I mercati di ottobre 2023
Il mese di ottobre è stato contraddistinto da un significativo aumento del rischio geopolitico con lo scoppio del conflitto israelo-palestinese: i timori di un allargamento delle ostilità ad altri attori hanno indotto gli investitori a mantenere un approccio generalmente cauto e aumentare selettivamente l'esposizione ai beni rifugio (i metalli preziosi sono stati l'asset class privilegiata, stante la minor sensibilità ai trend macro e di politica monetaria). Parallelamente, il flusso di dati ha continuato a certificare le profonde divergenze in atto fra le dinamiche macro lungo le due sponde dell'Atlantico: negli Stati Uniti le sorprese al rialzo hanno continuato ad accumularsi (nel mese di ottobre, il numero di nuovi posti di lavoro creati si è attestato sui livelli più alti da gennaio, mentre l'inflazione core ha registrato la variazione mensile più elevata da maggio), mentre in Area Euro il PIL relativo al terzo trimestre si è inaspettatamente contratto, e l'inflazione complessiva è scesa ai minimi degli ultimi due anni, a quota 2,9%.
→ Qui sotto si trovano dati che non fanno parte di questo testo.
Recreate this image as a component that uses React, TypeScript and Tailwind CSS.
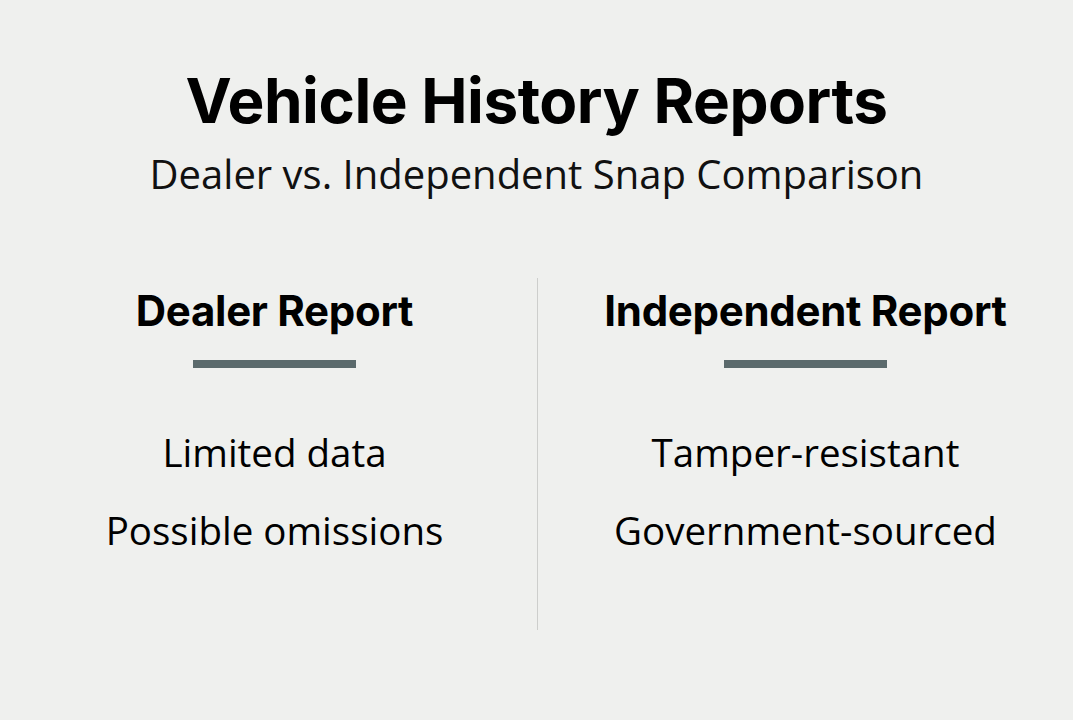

In questo contesto, i titoli di Stato hanno registrato dinamiche divergenti: i rendimenti dei Treasury statunitensi a medio-lungo termine hanno subito significative pressioni al rialzo (il decennale si è addirittura temporaneamente spinto sopra quota 5%), mentre i tassi governativi europei sono scesi, in particolare sulle scadenze brevi, con conseguente irripidimento delle curve su entrambe le sponde dell'Atlantico. La conferma del rating da parte di S&P e DBRS e la mancata discussione di un'eventuale interruzione anticipata dei reinvestimenti del PEPP da parte della BCE hanno alimentato una pur modesta sovra-performance dei BTP rispetto ai governativi core. Le obbligazioni societarie hanno registrato un deciso allargamento degli spread, più evidente sul comparto speculativo; tuttavia, il calo dei rendimenti governativi ha consentito ai titoli IG in euro di archiviare il mese con una performance positiva.
La correzione in atto sui mercati azionari si è estesa: i rischi geopolitici, l'impennata dei tassi USA, i timori di rallentamento della crescita statunitense dopo il boom del terzo trimestre e alcune trimestrali miste hanno depresso il sentiment degli investitori; l'indice S&P 500 ha perso terreno per il terzo mese consecutivo, per la prima volta dall'esplosione della pandemia. La perdurante debolezza dei dati cinesi e l'aumento dell'avversione al rischio hanno alimentato una sotto-performance dei paesi emergenti rispetto a quelli sviluppati, mentre, fra questi ultimi, gli Stati Uniti hanno offerto ritorni superiori rispetto ad Area Euro e Giappone. Particolarmente penalizzati i settori ciclici e, tra i difensivi, i titoli del comparto farmaceutico, in virtù di temi idiosincratici.
I mercati valutari sono stati caratterizzati da un consolidamento del dollaro: il rapporto di cambio contro euro ha oscillato tra i minimi dell'anno, sotto area 1.05, e 1.07, attestandosi a 1.0575 in chiusura del periodo di riferimento. Deboli lo yen, che non ha beneficiato del clima di risk-off a causa del mantenimento di un approccio ultra-accomodante da parte della Bank of Japan, e gran parte delle divise dei paesi emergenti.
Materie prime miste. Nonostante le tensioni in Medio Oriente, i segnali di debolezza della domanda hanno penalizzato il petrolio, mentre le quotazioni del gas naturale TTF sono salite in misura significativa a causa di problematiche dal lato dell'offerta. Sotto pressione i metalli industriali, in particolare il rame, sulla scia delle incessanti criticità del settore immobiliare cinese, mentre la domanda di beni rifugio ha offerto supporto ai preziosi: l'oro ha registrato un apprezzamento mensile di quasi l'8%, il maggiore dalla crisi delle banche regionali statunitensi di marzo.